Data for the task =>
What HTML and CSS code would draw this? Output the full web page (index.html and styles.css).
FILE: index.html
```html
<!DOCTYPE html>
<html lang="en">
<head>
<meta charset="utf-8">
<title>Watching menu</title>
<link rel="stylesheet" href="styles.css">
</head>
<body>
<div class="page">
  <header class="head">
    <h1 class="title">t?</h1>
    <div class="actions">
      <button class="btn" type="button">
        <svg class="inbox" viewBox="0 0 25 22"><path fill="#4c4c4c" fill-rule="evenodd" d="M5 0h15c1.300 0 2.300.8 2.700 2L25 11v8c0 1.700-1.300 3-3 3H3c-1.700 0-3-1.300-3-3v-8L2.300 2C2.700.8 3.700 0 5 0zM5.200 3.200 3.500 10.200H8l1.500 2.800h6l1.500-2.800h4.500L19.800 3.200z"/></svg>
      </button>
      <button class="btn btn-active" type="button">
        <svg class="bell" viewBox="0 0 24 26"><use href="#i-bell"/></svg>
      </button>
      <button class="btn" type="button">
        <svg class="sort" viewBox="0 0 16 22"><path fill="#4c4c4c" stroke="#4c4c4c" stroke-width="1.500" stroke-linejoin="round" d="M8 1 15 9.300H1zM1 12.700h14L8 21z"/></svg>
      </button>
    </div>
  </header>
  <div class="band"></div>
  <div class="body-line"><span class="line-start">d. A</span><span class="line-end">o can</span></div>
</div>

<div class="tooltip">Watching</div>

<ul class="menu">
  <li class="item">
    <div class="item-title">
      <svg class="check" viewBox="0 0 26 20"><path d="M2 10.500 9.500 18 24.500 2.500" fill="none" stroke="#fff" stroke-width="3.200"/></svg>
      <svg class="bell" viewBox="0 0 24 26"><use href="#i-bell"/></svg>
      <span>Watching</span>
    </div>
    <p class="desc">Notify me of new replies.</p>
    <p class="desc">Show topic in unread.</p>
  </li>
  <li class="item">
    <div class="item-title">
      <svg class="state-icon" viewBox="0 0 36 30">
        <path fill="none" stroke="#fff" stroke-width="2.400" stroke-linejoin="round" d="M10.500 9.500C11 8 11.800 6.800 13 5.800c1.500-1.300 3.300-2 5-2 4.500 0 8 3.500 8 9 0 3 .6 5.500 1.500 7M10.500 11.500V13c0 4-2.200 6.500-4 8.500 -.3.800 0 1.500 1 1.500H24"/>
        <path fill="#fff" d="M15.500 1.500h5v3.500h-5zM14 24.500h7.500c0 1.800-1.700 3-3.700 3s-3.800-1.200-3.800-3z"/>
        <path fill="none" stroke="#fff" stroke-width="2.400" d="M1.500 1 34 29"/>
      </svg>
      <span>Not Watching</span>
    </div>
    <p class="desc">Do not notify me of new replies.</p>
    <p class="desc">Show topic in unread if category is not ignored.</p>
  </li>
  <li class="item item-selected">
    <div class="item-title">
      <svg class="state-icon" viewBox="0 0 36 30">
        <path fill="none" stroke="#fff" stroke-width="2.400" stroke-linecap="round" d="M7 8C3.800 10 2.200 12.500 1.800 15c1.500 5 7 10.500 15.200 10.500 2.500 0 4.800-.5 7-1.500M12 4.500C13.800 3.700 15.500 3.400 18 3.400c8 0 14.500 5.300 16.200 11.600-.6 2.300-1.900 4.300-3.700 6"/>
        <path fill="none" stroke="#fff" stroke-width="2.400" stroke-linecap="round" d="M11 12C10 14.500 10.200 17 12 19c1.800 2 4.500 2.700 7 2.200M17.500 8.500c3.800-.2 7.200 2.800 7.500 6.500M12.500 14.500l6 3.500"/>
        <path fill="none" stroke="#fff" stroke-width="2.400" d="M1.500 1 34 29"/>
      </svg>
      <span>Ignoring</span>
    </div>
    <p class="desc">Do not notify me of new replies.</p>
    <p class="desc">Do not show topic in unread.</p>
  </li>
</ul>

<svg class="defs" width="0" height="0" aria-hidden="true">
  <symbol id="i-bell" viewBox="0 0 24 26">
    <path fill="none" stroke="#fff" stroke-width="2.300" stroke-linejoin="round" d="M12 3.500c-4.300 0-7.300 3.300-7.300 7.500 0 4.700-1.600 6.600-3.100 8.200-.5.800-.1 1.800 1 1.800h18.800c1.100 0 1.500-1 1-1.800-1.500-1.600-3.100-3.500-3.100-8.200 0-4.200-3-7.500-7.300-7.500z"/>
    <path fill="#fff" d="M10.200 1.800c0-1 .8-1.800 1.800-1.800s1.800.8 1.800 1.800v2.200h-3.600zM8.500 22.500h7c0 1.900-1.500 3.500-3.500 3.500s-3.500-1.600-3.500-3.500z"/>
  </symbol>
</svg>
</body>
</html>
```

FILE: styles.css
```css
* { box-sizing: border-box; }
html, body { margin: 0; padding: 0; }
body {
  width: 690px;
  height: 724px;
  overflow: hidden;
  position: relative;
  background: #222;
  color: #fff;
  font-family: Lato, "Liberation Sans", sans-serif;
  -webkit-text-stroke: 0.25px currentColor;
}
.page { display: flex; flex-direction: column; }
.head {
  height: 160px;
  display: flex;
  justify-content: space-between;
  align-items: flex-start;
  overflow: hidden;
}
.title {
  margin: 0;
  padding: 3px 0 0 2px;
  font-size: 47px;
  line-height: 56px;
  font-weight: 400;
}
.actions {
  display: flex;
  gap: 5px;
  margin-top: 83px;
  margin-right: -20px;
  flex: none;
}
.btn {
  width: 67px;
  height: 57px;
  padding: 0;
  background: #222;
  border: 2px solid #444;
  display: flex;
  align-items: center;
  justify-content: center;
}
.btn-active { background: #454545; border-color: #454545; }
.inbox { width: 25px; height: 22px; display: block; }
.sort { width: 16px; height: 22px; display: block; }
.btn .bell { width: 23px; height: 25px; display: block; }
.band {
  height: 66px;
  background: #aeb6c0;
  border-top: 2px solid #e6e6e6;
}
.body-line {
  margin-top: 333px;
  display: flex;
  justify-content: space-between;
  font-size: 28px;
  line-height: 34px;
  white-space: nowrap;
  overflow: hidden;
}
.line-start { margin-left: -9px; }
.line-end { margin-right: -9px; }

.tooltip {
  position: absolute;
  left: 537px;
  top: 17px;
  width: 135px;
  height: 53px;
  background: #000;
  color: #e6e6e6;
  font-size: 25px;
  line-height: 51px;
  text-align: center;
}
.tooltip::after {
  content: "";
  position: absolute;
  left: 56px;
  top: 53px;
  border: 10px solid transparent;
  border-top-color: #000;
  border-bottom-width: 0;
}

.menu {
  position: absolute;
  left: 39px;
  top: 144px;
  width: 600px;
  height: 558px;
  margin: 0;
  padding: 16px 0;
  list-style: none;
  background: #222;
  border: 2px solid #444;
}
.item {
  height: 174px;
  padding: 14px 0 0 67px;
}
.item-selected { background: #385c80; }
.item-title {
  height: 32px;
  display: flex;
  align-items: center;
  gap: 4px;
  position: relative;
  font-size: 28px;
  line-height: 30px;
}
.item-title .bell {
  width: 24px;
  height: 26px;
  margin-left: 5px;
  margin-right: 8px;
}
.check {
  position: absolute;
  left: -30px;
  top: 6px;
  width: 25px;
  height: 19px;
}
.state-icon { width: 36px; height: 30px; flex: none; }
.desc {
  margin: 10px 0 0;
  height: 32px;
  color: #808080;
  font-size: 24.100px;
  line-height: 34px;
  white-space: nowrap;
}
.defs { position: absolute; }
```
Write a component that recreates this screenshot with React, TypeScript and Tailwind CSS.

What is asked =>
Write out every line of the material again, exactly as it reads.

Completed task =>
What HTML and CSS code would draw this? Output the full web page (index.html and styles.css).
FILE: index.html
```html
<!DOCTYPE html>
<html lang="en">
<head>
<meta charset="utf-8">
<title>Watching menu</title>
<link rel="stylesheet" href="styles.css">
</head>
<body>
<div class="page">
  <header class="head">
    <h1 class="title">t?</h1>
    <div class="actions">
      <button class="btn" type="button">
        <svg class="inbox" viewBox="0 0 25 22"><path fill="#4c4c4c" fill-rule="evenodd" d="M5 0h15c1.300 0 2.300.8 2.700 2L25 11v8c0 1.700-1.300 3-3 3H3c-1.700 0-3-1.300-3-3v-8L2.300 2C2.700.8 3.700 0 5 0zM5.200 3.200 3.500 10.200H8l1.500 2.800h6l1.500-2.800h4.500L19.800 3.200z"/></svg>
      </button>
      <button class="btn btn-active" type="button">
        <svg class="bell" viewBox="0 0 24 26"><use href="#i-bell"/></svg>
      </button>
      <button class="btn" type="button">
        <svg class="sort" viewBox="0 0 16 22"><path fill="#4c4c4c" stroke="#4c4c4c" stroke-width="1.500" stroke-linejoin="round" d="M8 1 15 9.300H1zM1 12.700h14L8 21z"/></svg>
      </button>
    </div>
  </header>
  <div class="band"></div>
  <div class="body-line"><span class="line-start">d. A</span><span class="line-end">o can</span></div>
</div>

<div class="tooltip">Watching</div>

<ul class="menu">
  <li class="item">
    <div class="item-title">
      <svg class="check" viewBox="0 0 26 20"><path d="M2 10.500 9.500 18 24.500 2.500" fill="none" stroke="#fff" stroke-width="3.200"/></svg>
      <svg class="bell" viewBox="0 0 24 26"><use href="#i-bell"/></svg>
      <span>Watching</span>
    </div>
    <p class="desc">Notify me of new replies.</p>
    <p class="desc">Show topic in unread.</p>
  </li>
  <li class="item">
    <div class="item-title">
      <svg class="state-icon" viewBox="0 0 36 30">
        <path fill="none" stroke="#fff" stroke-width="2.400" stroke-linejoin="round" d="M10.500 9.500C11 8 11.800 6.800 13 5.800c1.500-1.300 3.300-2 5-2 4.500 0 8 3.500 8 9 0 3 .6 5.500 1.500 7M10.500 11.500V13c0 4-2.200 6.500-4 8.500 -.3.800 0 1.500 1 1.500H24"/>
        <path fill="#fff" d="M15.500 1.500h5v3.500h-5zM14 24.500h7.500c0 1.800-1.700 3-3.700 3s-3.800-1.200-3.800-3z"/>
        <path fill="none" stroke="#fff" stroke-width="2.400" d="M1.500 1 34 29"/>
      </svg>
      <span>Not Watching</span>
    </div>
    <p class="desc">Do not notify me of new replies.</p>
    <p class="desc">Show topic in unread if category is not ignored.</p>
  </li>
  <li class="item item-selected">
    <div class="item-title">
      <svg class="state-icon" viewBox="0 0 36 30">
        <path fill="none" stroke="#fff" stroke-width="2.400" stroke-linecap="round" d="M7 8C3.800 10 2.200 12.500 1.800 15c1.500 5 7 10.500 15.200 10.500 2.500 0 4.800-.5 7-1.500M12 4.500C13.800 3.700 15.500 3.400 18 3.400c8 0 14.500 5.300 16.200 11.600-.6 2.300-1.900 4.300-3.700 6"/>
        <path fill="none" stroke="#fff" stroke-width="2.400" stroke-linecap="round" d="M11 12C10 14.500 10.200 17 12 19c1.800 2 4.500 2.700 7 2.200M17.500 8.500c3.800-.2 7.200 2.800 7.500 6.500M12.500 14.500l6 3.500"/>
        <path fill="none" stroke="#fff" stroke-width="2.400" d="M1.500 1 34 29"/>
      </svg>
      <span>Ignoring</span>
    </div>
    <p class="desc">Do not notify me of new replies.</p>
    <p class="desc">Do not show topic in unread.</p>
  </li>
</ul>

<svg class="defs" width="0" height="0" aria-hidden="true">
  <symbol id="i-bell" viewBox="0 0 24 26">
    <path fill="none" stroke="#fff" stroke-width="2.300" stroke-linejoin="round" d="M12 3.500c-4.300 0-7.300 3.300-7.300 7.500 0 4.700-1.600 6.600-3.100 8.200-.5.800-.1 1.800 1 1.800h18.800c1.100 0 1.500-1 1-1.800-1.500-1.600-3.100-3.500-3.100-8.200 0-4.200-3-7.500-7.300-7.500z"/>
    <path fill="#fff" d="M10.200 1.800c0-1 .8-1.800 1.800-1.800s1.800.8 1.800 1.800v2.200h-3.600zM8.500 22.500h7c0 1.900-1.500 3.500-3.500 3.500s-3.500-1.600-3.500-3.500z"/>
  </symbol>
</svg>
</body>
</html>
```

FILE: styles.css
```css
* { box-sizing: border-box; }
html, body { margin: 0; padding: 0; }
body {
  width: 690px;
  height: 724px;
  overflow: hidden;
  position: relative;
  background: #222;
  color: #fff;
  font-family: Lato, "Liberation Sans", sans-serif;
  -webkit-text-stroke: 0.25px currentColor;
}
.page { display: flex; flex-direction: column; }
.head {
  height: 160px;
  display: flex;
  justify-content: space-between;
  align-items: flex-start;
  overflow: hidden;
}
.title {
  margin: 0;
  padding: 3px 0 0 2px;
  font-size: 47px;
  line-height: 56px;
  font-weight: 400;
}
.actions {
  display: flex;
  gap: 5px;
  margin-top: 83px;
  margin-right: -20px;
  flex: none;
}
.btn {
  width: 67px;
  height: 57px;
  padding: 0;
  background: #222;
  border: 2px solid #444;
  display: flex;
  align-items: center;
  justify-content: center;
}
.btn-active { background: #454545; border-color: #454545; }
.inbox { width: 25px; height: 22px; display: block; }
.sort { width: 16px; height: 22px; display: block; }
.btn .bell { width: 23px; height: 25px; display: block; }
.band {
  height: 66px;
  background: #aeb6c0;
  border-top: 2px solid #e6e6e6;
}
.body-line {
  margin-top: 333px;
  display: flex;
  justify-content: space-between;
  font-size: 28px;
  line-height: 34px;
  white-space: nowrap;
  overflow: hidden;
}
.line-start { margin-left: -9px; }
.line-end { margin-right: -9px; }

.tooltip {
  position: absolute;
  left: 537px;
  top: 17px;
  width: 135px;
  height: 53px;
  background: #000;
  color: #e6e6e6;
  font-size: 25px;
  line-height: 51px;
  text-align: center;
}
.tooltip::after {
  content: "";
  position: absolute;
  left: 56px;
  top: 53px;
  border: 10px solid transparent;
  border-top-color: #000;
  border-bottom-width: 0;
}

.menu {
  position: absolute;
  left: 39px;
  top: 144px;
  width: 600px;
  height: 558px;
  margin: 0;
  padding: 16px 0;
  list-style: none;
  background: #222;
  border: 2px solid #444;
}
.item {
  height: 174px;
  padding: 14px 0 0 67px;
}
.item-selected { background: #385c80; }
.item-title {
  height: 32px;
  display: flex;
  align-items: center;
  gap: 4px;
  position: relative;
  font-size: 28px;
  line-height: 30px;
}
.item-title .bell {
  width: 24px;
  height: 26px;
  margin-left: 5px;
  margin-right: 8px;
}
.check {
  position: absolute;
  left: -30px;
  top: 6px;
  width: 25px;
  height: 19px;
}
.state-icon { width: 36px; height: 30px; flex: none; }
.desc {
  margin: 10px 0 0;
  height: 32px;
  color: #808080;
  font-size: 24.100px;
  line-height: 34px;
  white-space: nowrap;
}
.defs { position: absolute; }
```
Write a component that recreates this screenshot with React, TypeScript and Tailwind CSS.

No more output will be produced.